DIRECTION
Take the lines from the top down to and including the one with "import React from" and repeat them exactly. Omit images.

BEGIN STORED RECORDS

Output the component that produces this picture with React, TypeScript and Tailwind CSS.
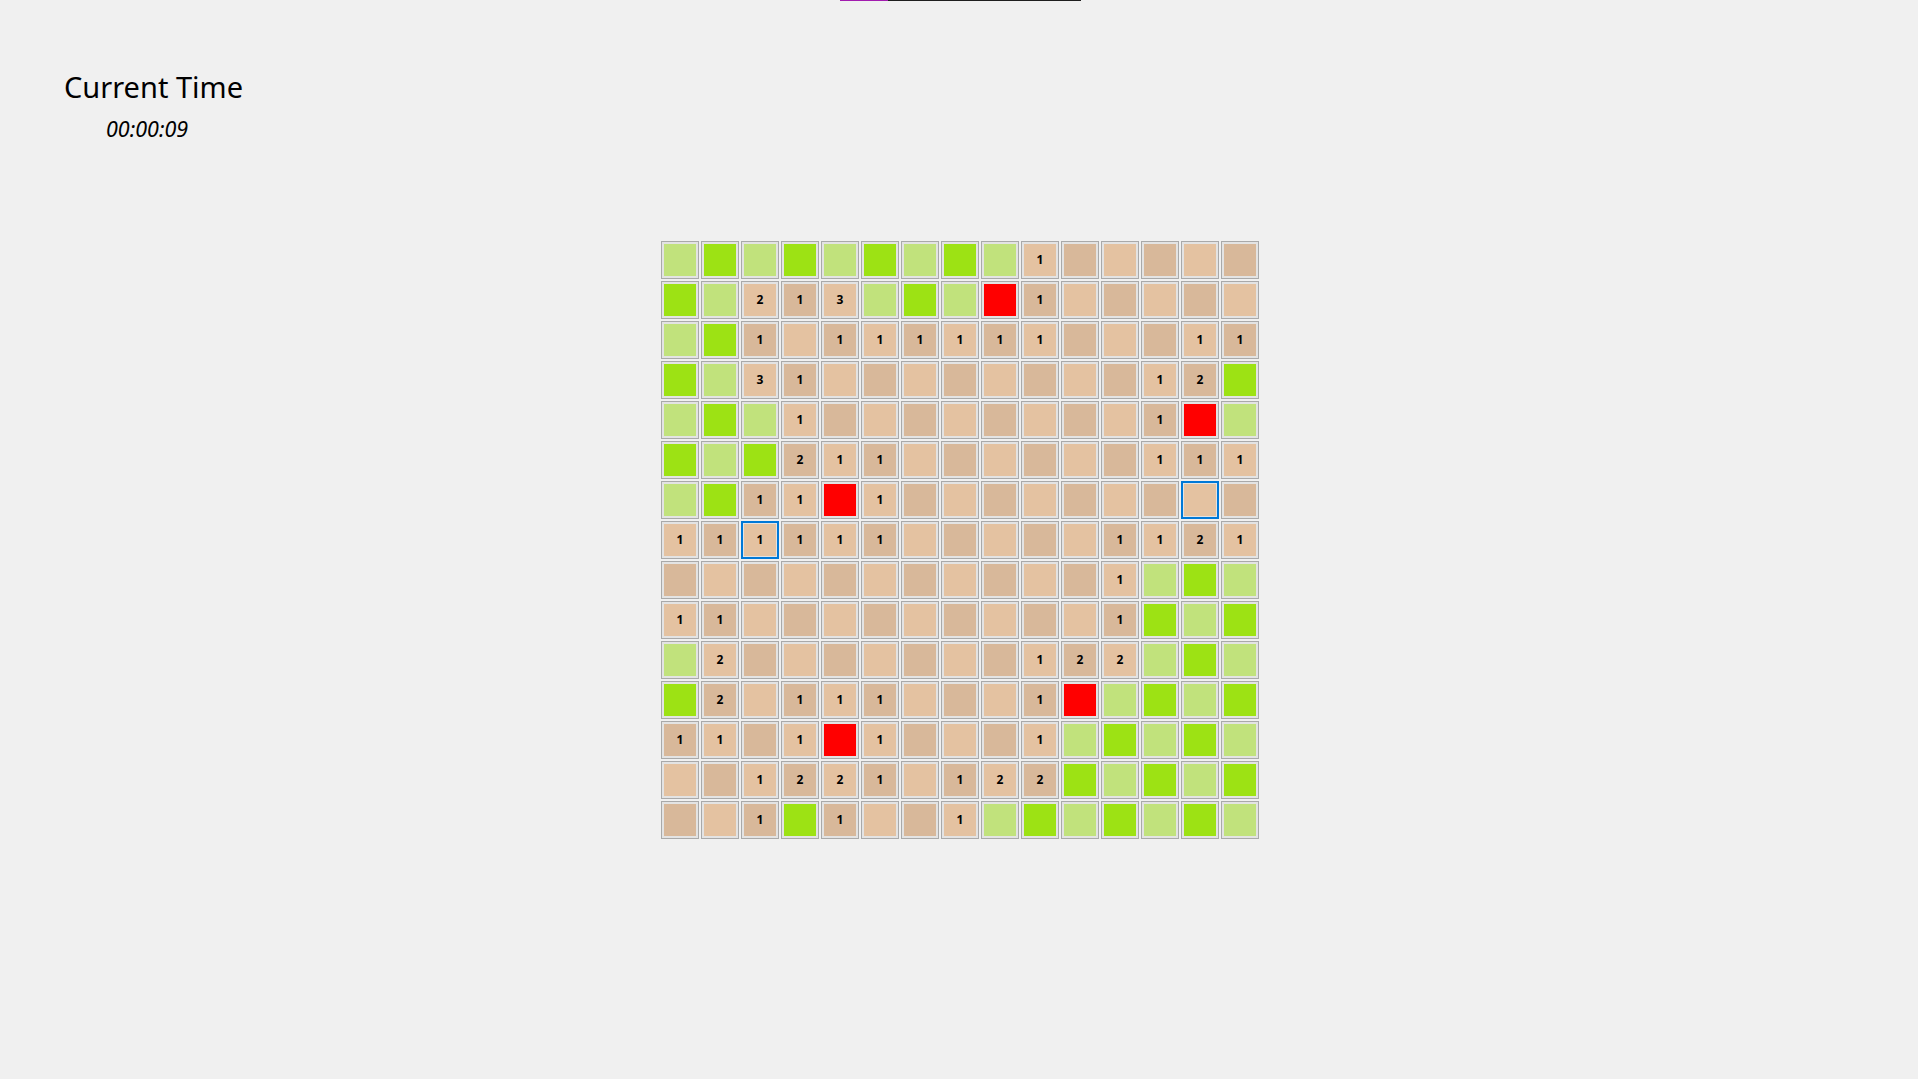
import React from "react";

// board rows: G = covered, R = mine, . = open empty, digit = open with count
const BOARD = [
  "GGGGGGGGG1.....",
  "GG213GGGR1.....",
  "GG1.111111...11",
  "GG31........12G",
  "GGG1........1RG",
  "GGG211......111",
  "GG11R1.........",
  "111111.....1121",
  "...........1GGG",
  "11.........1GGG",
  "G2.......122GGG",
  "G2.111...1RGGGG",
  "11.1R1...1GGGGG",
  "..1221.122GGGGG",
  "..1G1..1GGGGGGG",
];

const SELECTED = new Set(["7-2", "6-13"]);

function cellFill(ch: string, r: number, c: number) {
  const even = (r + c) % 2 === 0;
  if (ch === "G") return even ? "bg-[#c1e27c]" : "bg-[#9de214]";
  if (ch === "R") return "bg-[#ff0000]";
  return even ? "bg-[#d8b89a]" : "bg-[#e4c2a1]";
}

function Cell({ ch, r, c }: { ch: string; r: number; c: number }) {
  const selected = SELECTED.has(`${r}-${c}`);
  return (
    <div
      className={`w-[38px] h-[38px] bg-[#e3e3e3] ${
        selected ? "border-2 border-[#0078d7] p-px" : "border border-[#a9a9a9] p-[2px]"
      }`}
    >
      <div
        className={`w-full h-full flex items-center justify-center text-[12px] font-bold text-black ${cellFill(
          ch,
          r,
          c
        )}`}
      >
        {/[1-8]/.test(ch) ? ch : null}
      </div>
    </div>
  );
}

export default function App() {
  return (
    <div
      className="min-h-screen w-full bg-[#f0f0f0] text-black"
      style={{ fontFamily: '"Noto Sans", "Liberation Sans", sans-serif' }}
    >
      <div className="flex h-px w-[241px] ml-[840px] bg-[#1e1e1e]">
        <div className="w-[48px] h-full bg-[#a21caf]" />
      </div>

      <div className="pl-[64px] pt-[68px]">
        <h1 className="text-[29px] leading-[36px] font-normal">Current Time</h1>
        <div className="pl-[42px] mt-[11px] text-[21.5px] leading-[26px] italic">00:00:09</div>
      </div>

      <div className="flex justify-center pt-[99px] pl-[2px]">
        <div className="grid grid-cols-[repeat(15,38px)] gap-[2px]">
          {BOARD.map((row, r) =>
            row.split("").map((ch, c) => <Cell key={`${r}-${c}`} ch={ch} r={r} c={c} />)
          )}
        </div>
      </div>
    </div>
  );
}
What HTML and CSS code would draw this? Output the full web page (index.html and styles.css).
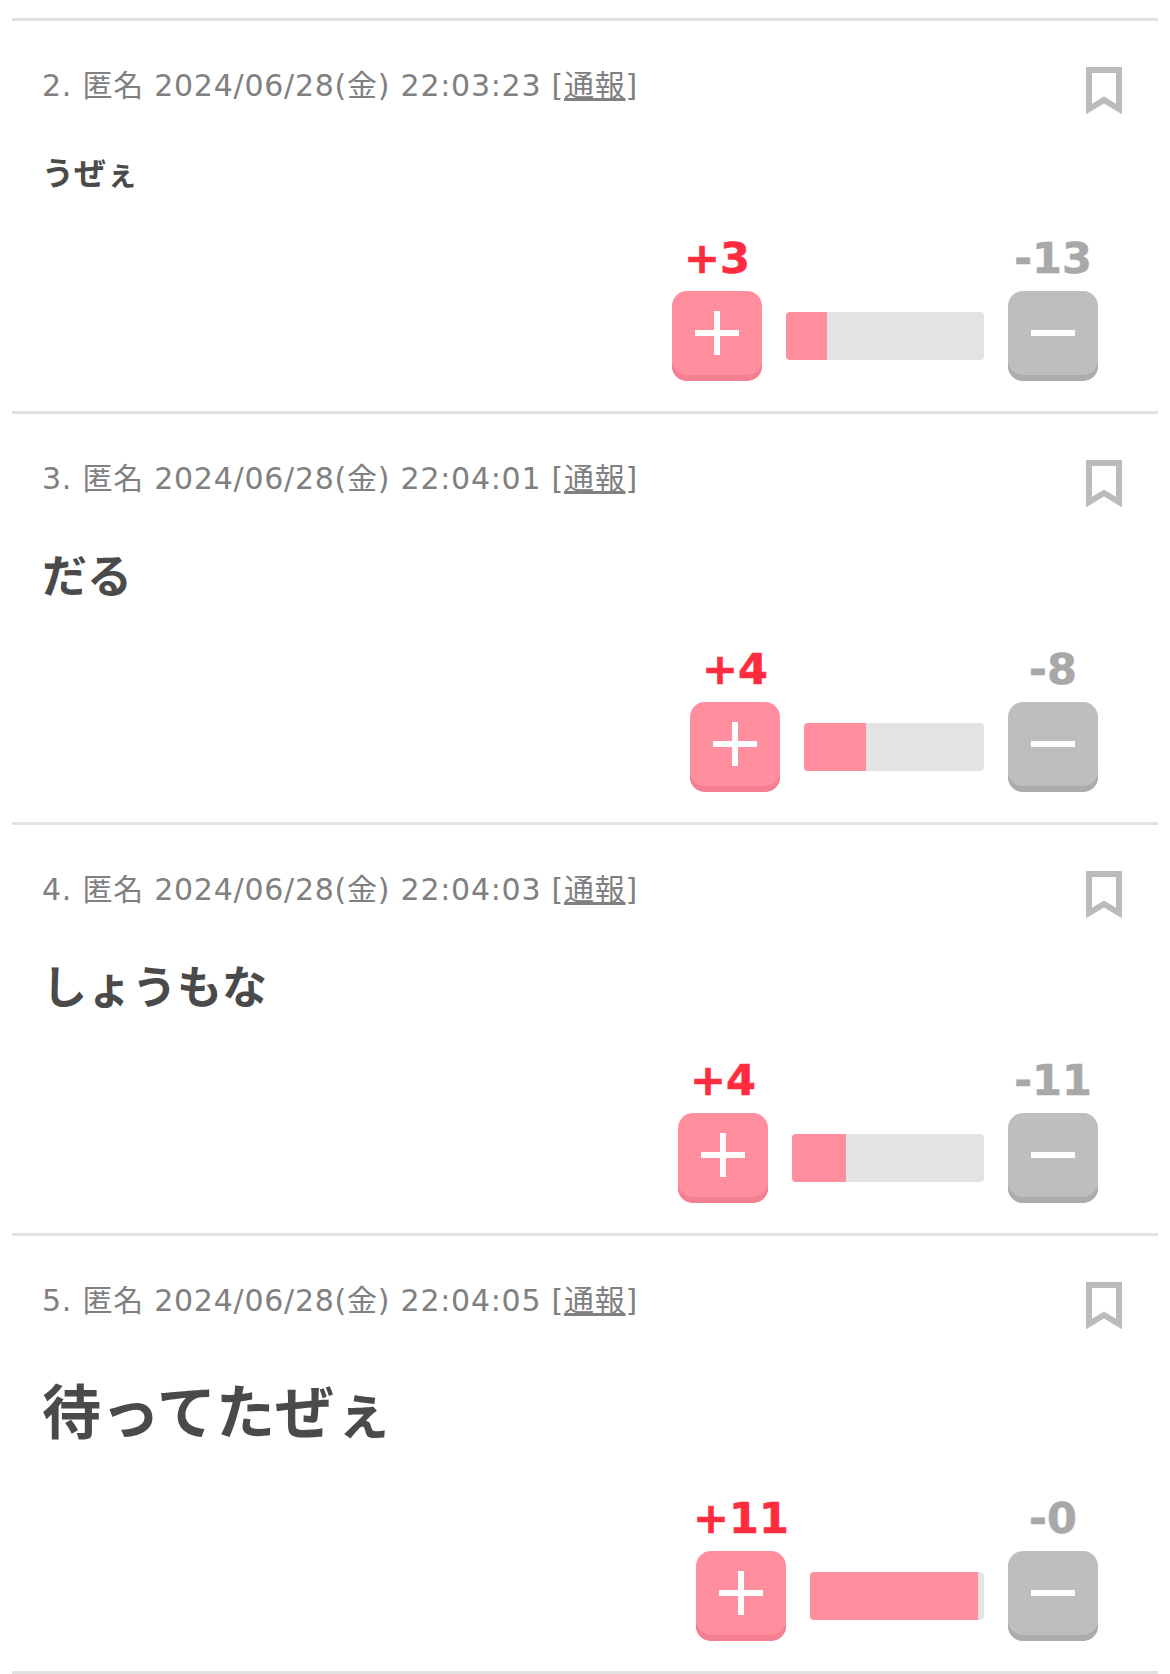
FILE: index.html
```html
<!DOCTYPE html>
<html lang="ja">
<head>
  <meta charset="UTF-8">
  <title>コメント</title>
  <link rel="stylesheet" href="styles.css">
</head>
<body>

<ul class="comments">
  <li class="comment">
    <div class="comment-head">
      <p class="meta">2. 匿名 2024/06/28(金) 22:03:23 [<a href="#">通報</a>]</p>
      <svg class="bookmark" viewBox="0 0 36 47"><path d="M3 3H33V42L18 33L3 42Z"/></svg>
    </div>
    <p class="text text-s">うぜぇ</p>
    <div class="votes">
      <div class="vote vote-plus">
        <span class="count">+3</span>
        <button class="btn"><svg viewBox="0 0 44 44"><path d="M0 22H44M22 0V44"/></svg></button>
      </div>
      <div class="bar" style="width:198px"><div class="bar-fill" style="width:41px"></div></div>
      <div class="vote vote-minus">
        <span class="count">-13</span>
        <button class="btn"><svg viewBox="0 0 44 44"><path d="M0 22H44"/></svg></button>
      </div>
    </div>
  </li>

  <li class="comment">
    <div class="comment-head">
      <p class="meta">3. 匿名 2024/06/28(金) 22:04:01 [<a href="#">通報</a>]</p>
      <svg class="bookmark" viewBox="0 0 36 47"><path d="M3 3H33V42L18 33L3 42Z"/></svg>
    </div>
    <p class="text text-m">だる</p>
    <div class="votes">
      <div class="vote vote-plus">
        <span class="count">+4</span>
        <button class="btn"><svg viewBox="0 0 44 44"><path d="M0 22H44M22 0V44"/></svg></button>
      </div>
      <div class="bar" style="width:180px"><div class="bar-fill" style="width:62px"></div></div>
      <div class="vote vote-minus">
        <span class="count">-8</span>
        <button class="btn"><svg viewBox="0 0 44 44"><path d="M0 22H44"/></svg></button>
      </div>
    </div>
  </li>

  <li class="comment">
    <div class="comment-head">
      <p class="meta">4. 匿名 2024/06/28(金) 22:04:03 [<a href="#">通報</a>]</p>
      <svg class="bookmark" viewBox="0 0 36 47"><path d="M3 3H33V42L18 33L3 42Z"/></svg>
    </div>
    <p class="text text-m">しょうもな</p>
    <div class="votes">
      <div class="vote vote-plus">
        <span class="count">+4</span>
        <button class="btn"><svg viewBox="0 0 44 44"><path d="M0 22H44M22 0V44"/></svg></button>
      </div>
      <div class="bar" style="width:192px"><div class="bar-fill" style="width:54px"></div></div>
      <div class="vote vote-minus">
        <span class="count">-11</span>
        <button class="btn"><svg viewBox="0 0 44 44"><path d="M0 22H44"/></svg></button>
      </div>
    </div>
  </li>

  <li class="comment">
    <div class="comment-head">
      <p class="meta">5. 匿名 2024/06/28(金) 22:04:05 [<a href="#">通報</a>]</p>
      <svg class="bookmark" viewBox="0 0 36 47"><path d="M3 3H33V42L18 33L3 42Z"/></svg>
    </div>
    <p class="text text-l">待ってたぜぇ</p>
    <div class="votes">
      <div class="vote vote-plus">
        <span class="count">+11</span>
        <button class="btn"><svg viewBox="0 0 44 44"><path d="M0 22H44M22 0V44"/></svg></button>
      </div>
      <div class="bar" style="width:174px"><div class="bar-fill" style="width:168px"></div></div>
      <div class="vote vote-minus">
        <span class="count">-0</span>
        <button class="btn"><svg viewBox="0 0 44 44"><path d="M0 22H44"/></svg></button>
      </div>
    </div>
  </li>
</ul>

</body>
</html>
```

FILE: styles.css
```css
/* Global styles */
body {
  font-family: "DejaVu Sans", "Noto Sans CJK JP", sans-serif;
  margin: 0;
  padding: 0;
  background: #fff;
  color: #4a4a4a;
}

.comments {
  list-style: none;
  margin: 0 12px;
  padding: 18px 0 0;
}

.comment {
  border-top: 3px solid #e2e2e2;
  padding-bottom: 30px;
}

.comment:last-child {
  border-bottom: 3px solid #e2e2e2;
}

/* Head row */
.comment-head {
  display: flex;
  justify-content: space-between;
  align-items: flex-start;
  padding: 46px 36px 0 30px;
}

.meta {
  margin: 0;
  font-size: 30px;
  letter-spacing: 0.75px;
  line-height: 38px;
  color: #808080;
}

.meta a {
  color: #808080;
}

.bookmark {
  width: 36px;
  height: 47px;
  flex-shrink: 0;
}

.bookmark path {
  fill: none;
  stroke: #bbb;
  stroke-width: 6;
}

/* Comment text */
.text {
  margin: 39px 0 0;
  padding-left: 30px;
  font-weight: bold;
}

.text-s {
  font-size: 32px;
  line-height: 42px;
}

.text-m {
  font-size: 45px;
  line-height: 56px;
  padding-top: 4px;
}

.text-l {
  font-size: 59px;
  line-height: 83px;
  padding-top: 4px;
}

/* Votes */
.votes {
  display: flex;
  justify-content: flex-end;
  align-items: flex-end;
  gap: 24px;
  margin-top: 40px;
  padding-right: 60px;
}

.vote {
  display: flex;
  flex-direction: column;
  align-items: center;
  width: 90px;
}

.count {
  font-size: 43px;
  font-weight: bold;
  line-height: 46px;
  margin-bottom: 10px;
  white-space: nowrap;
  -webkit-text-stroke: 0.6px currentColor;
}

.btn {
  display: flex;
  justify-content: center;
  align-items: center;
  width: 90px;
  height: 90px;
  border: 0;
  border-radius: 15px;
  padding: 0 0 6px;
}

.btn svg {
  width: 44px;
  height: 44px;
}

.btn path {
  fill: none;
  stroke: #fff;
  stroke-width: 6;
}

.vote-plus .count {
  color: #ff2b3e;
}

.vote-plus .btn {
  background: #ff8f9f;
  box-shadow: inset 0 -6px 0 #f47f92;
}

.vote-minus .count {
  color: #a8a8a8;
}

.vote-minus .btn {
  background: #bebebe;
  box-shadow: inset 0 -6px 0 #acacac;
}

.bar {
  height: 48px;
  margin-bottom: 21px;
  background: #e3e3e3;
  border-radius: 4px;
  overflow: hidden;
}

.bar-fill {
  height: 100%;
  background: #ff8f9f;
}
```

END STORED RECORDS

EXERCISE RESPONSE
Output the component that produces this picture with React, TypeScript and Tailwind CSS.
import React from "react";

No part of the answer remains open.